Petitioner offered no records to substantiate his travel or automobile expense aside from the expense log. The expense log does not meet the substantiation requirements of section 274 because it does not show the date, place, or business purpose of these expenses or business uses. Sec. 274(d).
Moreover, petitioner has failed to establish that he incurred any expenses as claimed. Petitioner's testimony was vague and was not consistent with his expense log. For example, petitioner testified that his rent expense in 1990 included rent on his downtown shop of approximately $650 per month. The expense log shows no such expense. According to petitioner's log, rent expense for the entire year was calculated as 40 percent of $11,400. Petitioner testified that this figure corresponded to his mortgage payments for the year. Petitioner offered no support for this percentage. Further, petitioner testified that he did not move his shop until the end of March 1990; thus, this allocation of his annual mortgage payments would be inconsistent. Petitioner also testified that he paid two women to work at his shop and that their salaries were included in shop expenses. However, the expense log does not list any payees supporting petitioner's testimony.

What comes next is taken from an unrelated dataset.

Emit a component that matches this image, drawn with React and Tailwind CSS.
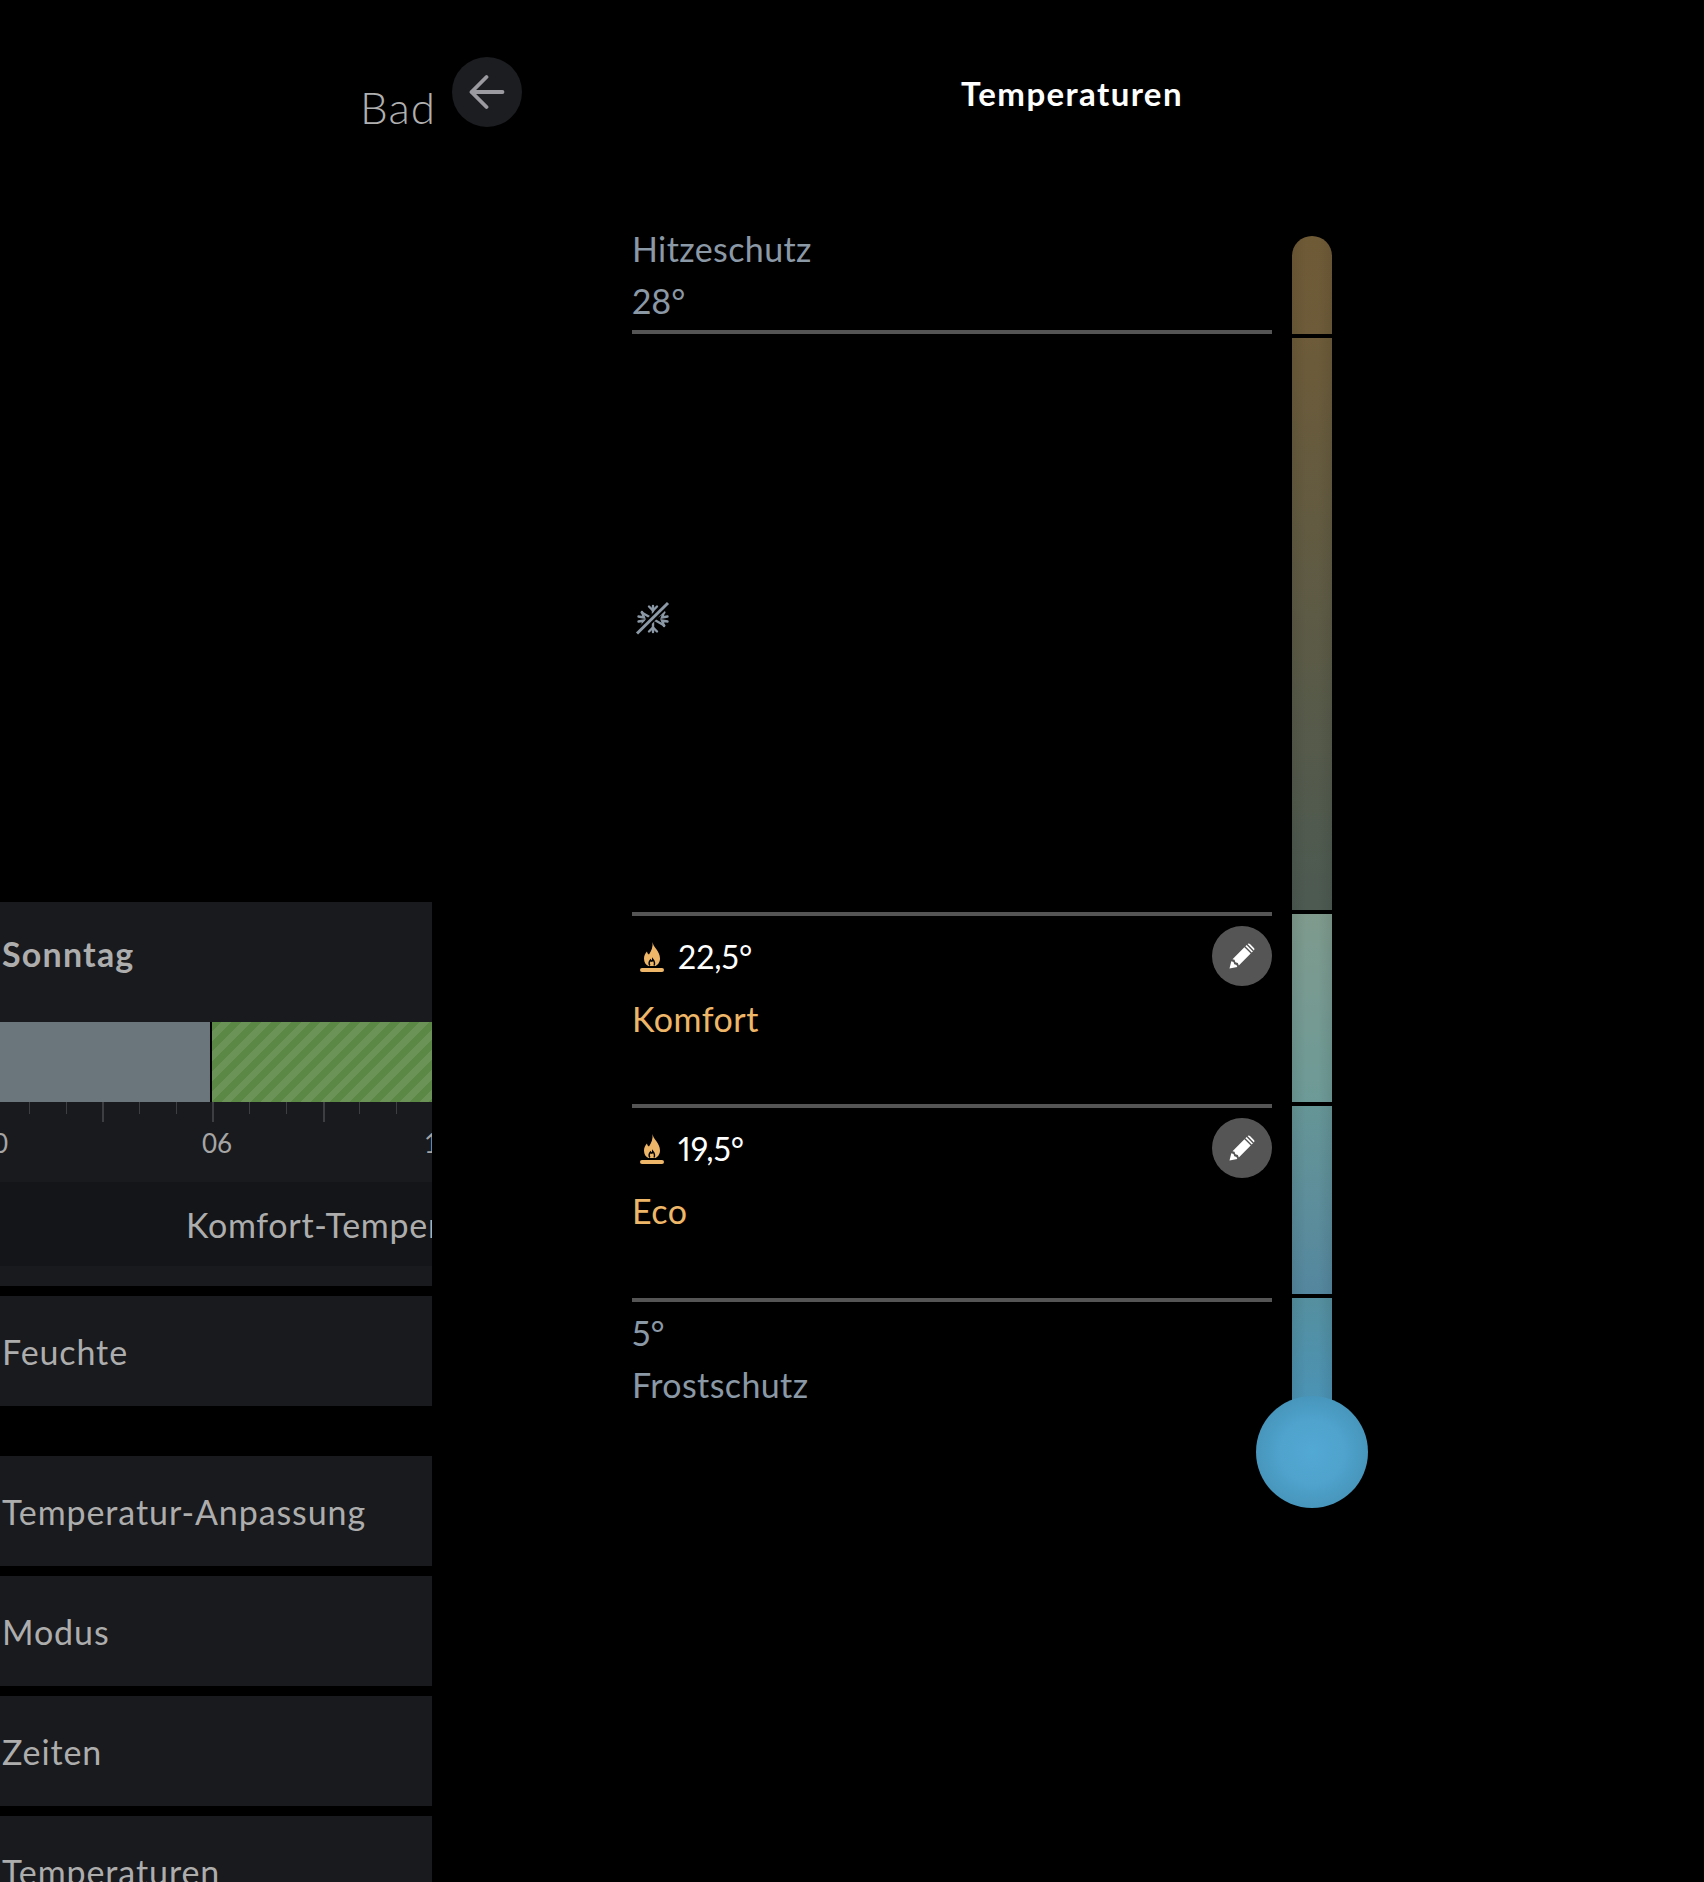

We believe that petitioner incurred some expense in carrying on his jewelry design activity during the years in issue. However, on this record, we are unable to determine or estimate the amount of such expense. Accordingly, petitioner has not established that he is entitled to the deductions claimed.
Because petitioner has not shown he is entitled any deductions in connection with his jewelry design activity for the years in issue, we need not address the issue of whether petitioner was engaged in such activity for profit.
To reflect the foregoing,
Decision will be entered for respondent.